Your task is to transcribe all of the data below exactly, omitting the images.

- _Recorded data_:
● ● ● ● ● ● ●

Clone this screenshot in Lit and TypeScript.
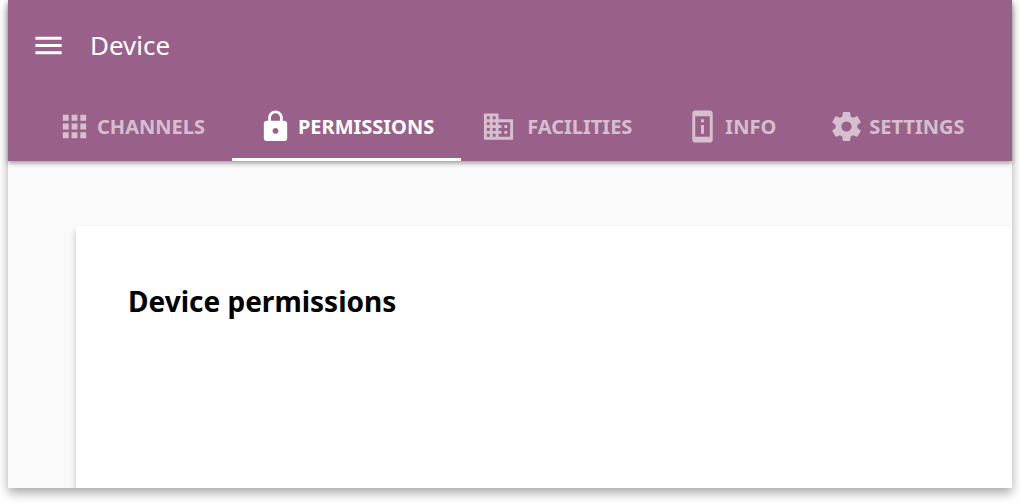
import { LitElement, html, css, svg } from "lit";
import { customElement, state } from "lit/decorators.js";
import { classMap } from "lit/directives/class-map.js";

interface Tab {
  id: string;
  label: string;
  path: string;
  roomy?: boolean;
}

const TABS: Tab[] = [
  {
    id: "channels",
    label: "Channels",
    path: "M4 8h4V4H4v4zm6 12h4v-4h-4v4zm-6 0h4v-4H4v4zm0-6h4v-4H4v4zm6 0h4v-4h-4v4zm6-10v4h4V4h-4zm-6 4h4V4h-4v4zm6 6h4v-4h-4v4zm0 6h4v-4h-4v4z",
  },
  {
    id: "permissions",
    label: "Permissions",
    path: "M18 8h-1V6c0-2.76-2.24-5-5-5S7 3.24 7 6v2H6c-1.1 0-2 .9-2 2v10c0 1.1.9 2 2 2h12c1.1 0 2-.9 2-2V10c0-1.1-.9-2-2-2zm-6 9c-1.1 0-2-.9-2-2s.9-2 2-2 2 .9 2 2-.9 2-2 2zm3.1-9H8.9V6c0-1.71 1.39-3.1 3.1-3.1 1.71 0 3.1 1.39 3.1 3.1v2z",
  },
  {
    id: "facilities",
    label: "Facilities",
    path: "M12 7V3H2v18h20V7H12zM6 19H4v-2h2v2zm0-4H4v-2h2v2zm0-4H4V9h2v2zm0-4H4V5h2v2zm4 12H8v-2h2v2zm0-4H8v-2h2v2zm0-4H8V9h2v2zm0-4H8V5h2v2zm10 12h-8v-2h2v-2h-2v-2h2v-2h-2V9h8v10zm-2-8h-2v2h2v-2zm0 4h-2v2h2v-2z",
    roomy: true,
  },
  {
    id: "info",
    label: "Info",
    path: "M13 7h-2v2h2V7zm0 4h-2v6h2v-6zm4-9.99L7 1c-1.1 0-2 .9-2 2v18c0 1.1.9 2 2 2h10c1.1 0 2-.9 2-2V3c0-1.1-.9-1.99-2-1.99zM17 19H7V5h10v14z",
  },
  {
    id: "settings",
    label: "Settings",
    path: "M19.43 12.98c.04-.32.07-.64.07-.98s-.03-.66-.07-.98l2.11-1.65c.19-.15.24-.42.12-.64l-2-3.46c-.12-.22-.39-.3-.61-.22l-2.49 1c-.52-.4-1.08-.73-1.69-.98l-.38-2.65C14.46 2.18 14.25 2 14 2h-4c-.25 0-.46.18-.49.42l-.38 2.65c-.61.25-1.17.59-1.69.98l-2.49-1c-.23-.09-.49 0-.61.22l-2 3.46c-.13.22-.07.49.12.64l2.11 1.65c-.04.32-.07.65-.07.98s.03.66.07.98l-2.11 1.65c-.19.15-.24.42-.12.64l2 3.46c.12.22.39.3.61.22l2.49-1c.52.4 1.08.73 1.69.98l.38 2.65c.03.24.24.42.49.42h4c.25 0 .46-.18.49-.42l.38-2.65c.61-.25 1.17-.59 1.69-.98l2.49 1c.23.09.49 0 .61-.22l2-3.46c.12-.22.07-.49-.12-.64l-2.11-1.65zM12 15.5c-1.93 0-3.5-1.57-3.5-3.5s1.57-3.5 3.5-3.5 3.5 1.57 3.5 3.5-1.57 3.5-3.5 3.5z",
  },
];

const MENU_PATH = "M3 18h18v-2H3v2zm0-5h18v-2H3v2zm0-7v2h18V6H3z";

const icon = (path: string) => html`
  <svg class="icon" viewBox="0 0 24 24" aria-hidden="true">${svg`<path d=${path} />`}</svg>
`;

@customElement("app-root")
export class AppRoot extends LitElement {
  @state() private active = "permissions";

  static styles = css`
    :host {
      display: block;
      box-sizing: border-box;
      height: 100vh;
      padding: 0 8px 16px;
      overflow: hidden;
      background: #fff;
      font-family: "Noto Sans", sans-serif;
    }
    .window {
      display: flex;
      flex-direction: column;
      height: 100%;
      background: #fafafa;
      box-shadow: 0 5px 10px rgba(0, 0, 0, 0.34);
    }
    .header {
      flex: none;
      z-index: 1;
      background: #996189;
      color: #fff;
      box-shadow: 0 2px 5px rgba(0, 0, 0, 0.4);
    }
    .bar {
      display: flex;
      align-items: center;
      gap: 24px;
      box-sizing: border-box;
      height: 92px;
      padding: 0 23px 2px;
    }
    .menu {
      display: flex;
      padding: 0;
      border: 0;
      background: none;
      color: inherit;
      cursor: pointer;
    }
    .icon {
      display: block;
      flex: none;
      width: 35px;
      height: 35px;
      fill: currentColor;
    }
    .title {
      margin: 0;
      font-size: 26px;
      line-height: 36px;
      font-weight: 400;
    }
    .tabs {
      display: flex;
      height: 69px;
      padding-left: 23px;
    }
    .tab {
      display: flex;
      flex: none;
      align-items: center;
      gap: 5px;
      box-sizing: border-box;
      padding: 3px 27px 0 26px;
      border: 0;
      border-bottom: 3px solid transparent;
      background: none;
      color: rgba(255, 255, 255, 0.6);
      font: 700 20px/28px "Noto Sans", sans-serif;
      text-transform: uppercase;
      cursor: pointer;
    }
    .roomy {
      gap: 11px;
      padding-left: 20px;
    }
    .active {
      border-bottom-color: #fff;
      color: #fff;
    }
    .content {
      display: flex;
      flex: 1;
      min-height: 0;
      padding: 65px 0 0 68px;
      overflow: hidden;
    }
    .card {
      flex: 1;
      padding: 55px 52px;
      border-radius: 3px 0 0 0;
      background: #fff;
      box-shadow: 0 4px 6px rgba(0, 0, 0, 0.24);
    }
    .heading {
      margin: 0;
      font-size: 28px;
      line-height: 40px;
      font-weight: 700;
      color: #000;
    }
  `;

  render() {
    return html`
      <div class="window">
        <header class="header">
          <div class="bar">
            <button class="menu" type="button" aria-label="Menu">${icon(MENU_PATH)}</button>
            <h1 class="title">Device</h1>
          </div>
          <nav class="tabs" role="tablist">
            ${TABS.map(
              (tab) => html`
                <button
                  type="button"
                  role="tab"
                  aria-selected=${tab.id === this.active ? "true" : "false"}
                  class=${classMap({ tab: true, roomy: !!tab.roomy, active: tab.id === this.active })}
                  @click=${() => (this.active = tab.id)}
                >
                  ${icon(tab.path)}<span>${tab.label}</span>
                </button>
              `
            )}
          </nav>
        </header>
        <main class="content">
          <section class="card">
            <h2 class="heading">Device permissions</h2>
          </section>
        </main>
      </div>
    `;
  }
}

● ● ● ● ● ● ●

- _Solution to the problem_:
Clone this screenshot in Lit and TypeScript.
import { LitElement, html, css, svg } from "lit";
import { customElement, state } from "lit/decorators.js";
import { classMap } from "lit/directives/class-map.js";

interface Tab {
  id: string;
  label: string;
  path: string;
  roomy?: boolean;
}

const TABS: Tab[] = [
  {
    id: "channels",
    label: "Channels",
    path: "M4 8h4V4H4v4zm6 12h4v-4h-4v4zm-6 0h4v-4H4v4zm0-6h4v-4H4v4zm6 0h4v-4h-4v4zm6-10v4h4V4h-4zm-6 4h4V4h-4v4zm6 6h4v-4h-4v4zm0 6h4v-4h-4v4z",
  },
  {
    id: "permissions",
    label: "Permissions",
    path: "M18 8h-1V6c0-2.76-2.24-5-5-5S7 3.24 7 6v2H6c-1.1 0-2 .9-2 2v10c0 1.1.9 2 2 2h12c1.1 0 2-.9 2-2V10c0-1.1-.9-2-2-2zm-6 9c-1.1 0-2-.9-2-2s.9-2 2-2 2 .9 2 2-.9 2-2 2zm3.1-9H8.9V6c0-1.71 1.39-3.1 3.1-3.1 1.71 0 3.1 1.39 3.1 3.1v2z",
  },
  {
    id: "facilities",
    label: "Facilities",
    path: "M12 7V3H2v18h20V7H12zM6 19H4v-2h2v2zm0-4H4v-2h2v2zm0-4H4V9h2v2zm0-4H4V5h2v2zm4 12H8v-2h2v2zm0-4H8v-2h2v2zm0-4H8V9h2v2zm0-4H8V5h2v2zm10 12h-8v-2h2v-2h-2v-2h2v-2h-2V9h8v10zm-2-8h-2v2h2v-2zm0 4h-2v2h2v-2z",
    roomy: true,
  },
  {
    id: "info",
    label: "Info",
    path: "M13 7h-2v2h2V7zm0 4h-2v6h2v-6zm4-9.99L7 1c-1.1 0-2 .9-2 2v18c0 1.1.9 2 2 2h10c1.1 0 2-.9 2-2V3c0-1.1-.9-1.99-2-1.99zM17 19H7V5h10v14z",
  },
  {
    id: "settings",
    label: "Settings",
    path: "M19.43 12.98c.04-.32.07-.64.07-.98s-.03-.66-.07-.98l2.11-1.65c.19-.15.24-.42.12-.64l-2-3.46c-.12-.22-.39-.3-.61-.22l-2.49 1c-.52-.4-1.08-.73-1.69-.98l-.38-2.65C14.46 2.18 14.25 2 14 2h-4c-.25 0-.46.18-.49.42l-.38 2.65c-.61.25-1.17.59-1.69.98l-2.49-1c-.23-.09-.49 0-.61.22l-2 3.46c-.13.22-.07.49.12.64l2.11 1.65c-.04.32-.07.65-.07.98s.03.66.07.98l-2.11 1.65c-.19.15-.24.42-.12.64l2 3.46c.12.22.39.3.61.22l2.49-1c.52.4 1.08.73 1.69.98l.38 2.65c.03.24.24.42.49.42h4c.25 0 .46-.18.49-.42l.38-2.65c.61-.25 1.17-.59 1.69-.98l2.49 1c.23.09.49 0 .61-.22l2-3.46c.12-.22.07-.49-.12-.64l-2.11-1.65zM12 15.5c-1.93 0-3.5-1.57-3.5-3.5s1.57-3.5 3.5-3.5 3.5 1.57 3.5 3.5-1.57 3.5-3.5 3.5z",
  },
];

const MENU_PATH = "M3 18h18v-2H3v2zm0-5h18v-2H3v2zm0-7v2h18V6H3z";

const icon = (path: string) => html`
  <svg class="icon" viewBox="0 0 24 24" aria-hidden="true">${svg`<path d=${path} />`}</svg>
`;

@customElement("app-root")
export class AppRoot extends LitElement {
  @state() private active = "permissions";

  static styles = css`
    :host {
      display: block;
      box-sizing: border-box;
      height: 100vh;
      padding: 0 8px 16px;
      overflow: hidden;
      background: #fff;
      font-family: "Noto Sans", sans-serif;
    }
    .window {
      display: flex;
      flex-direction: column;
      height: 100%;
      background: #fafafa;
      box-shadow: 0 5px 10px rgba(0, 0, 0, 0.34);
    }
    .header {
      flex: none;
      z-index: 1;
      background: #996189;
      color: #fff;
      box-shadow: 0 2px 5px rgba(0, 0, 0, 0.4);
    }
    .bar {
      display: flex;
      align-items: center;
      gap: 24px;
      box-sizing: border-box;
      height: 92px;
      padding: 0 23px 2px;
    }
    .menu {
      display: flex;
      padding: 0;
      border: 0;
      background: none;
      color: inherit;
      cursor: pointer;
    }
    .icon {
      display: block;
      flex: none;
      width: 35px;
      height: 35px;
      fill: currentColor;
    }
    .title {
      margin: 0;
      font-size: 26px;
      line-height: 36px;
      font-weight: 400;
    }
    .tabs {
      display: flex;
      height: 69px;
      padding-left: 23px;
    }
    .tab {
      display: flex;
      flex: none;
      align-items: center;
      gap: 5px;
      box-sizing: border-box;
      padding: 3px 27px 0 26px;
      border: 0;
      border-bottom: 3px solid transparent;
      background: none;
      color: rgba(255, 255, 255, 0.6);
      font: 700 20px/28px "Noto Sans", sans-serif;
      text-transform: uppercase;
      cursor: pointer;
    }
    .roomy {
      gap: 11px;
      padding-left: 20px;
    }
    .active {
      border-bottom-color: #fff;
      color: #fff;
    }
    .content {
      display: flex;
      flex: 1;
      min-height: 0;
      padding: 65px 0 0 68px;
      overflow: hidden;
    }
    .card {
      flex: 1;
      padding: 55px 52px;
      border-radius: 3px 0 0 0;
      background: #fff;
      box-shadow: 0 4px 6px rgba(0, 0, 0, 0.24);
    }
    .heading {
      margin: 0;
      font-size: 28px;
      line-height: 40px;
      font-weight: 700;
      color: #000;
    }
  `;

  render() {
    return html`
      <div class="window">
        <header class="header">
          <div class="bar">
            <button class="menu" type="button" aria-label="Menu">${icon(MENU_PATH)}</button>
            <h1 class="title">Device</h1>
          </div>
          <nav class="tabs" role="tablist">
            ${TABS.map(
              (tab) => html`
                <button
                  type="button"
                  role="tab"
                  aria-selected=${tab.id === this.active ? "true" : "false"}
                  class=${classMap({ tab: true, roomy: !!tab.roomy, active: tab.id === this.active })}
                  @click=${() => (this.active = tab.id)}
                >
                  ${icon(tab.path)}<span>${tab.label}</span>
                </button>
              `
            )}
          </nav>
        </header>
        <main class="content">
          <section class="card">
            <h2 class="heading">Device permissions</h2>
          </section>
        </main>
      </div>
    `;
  }
}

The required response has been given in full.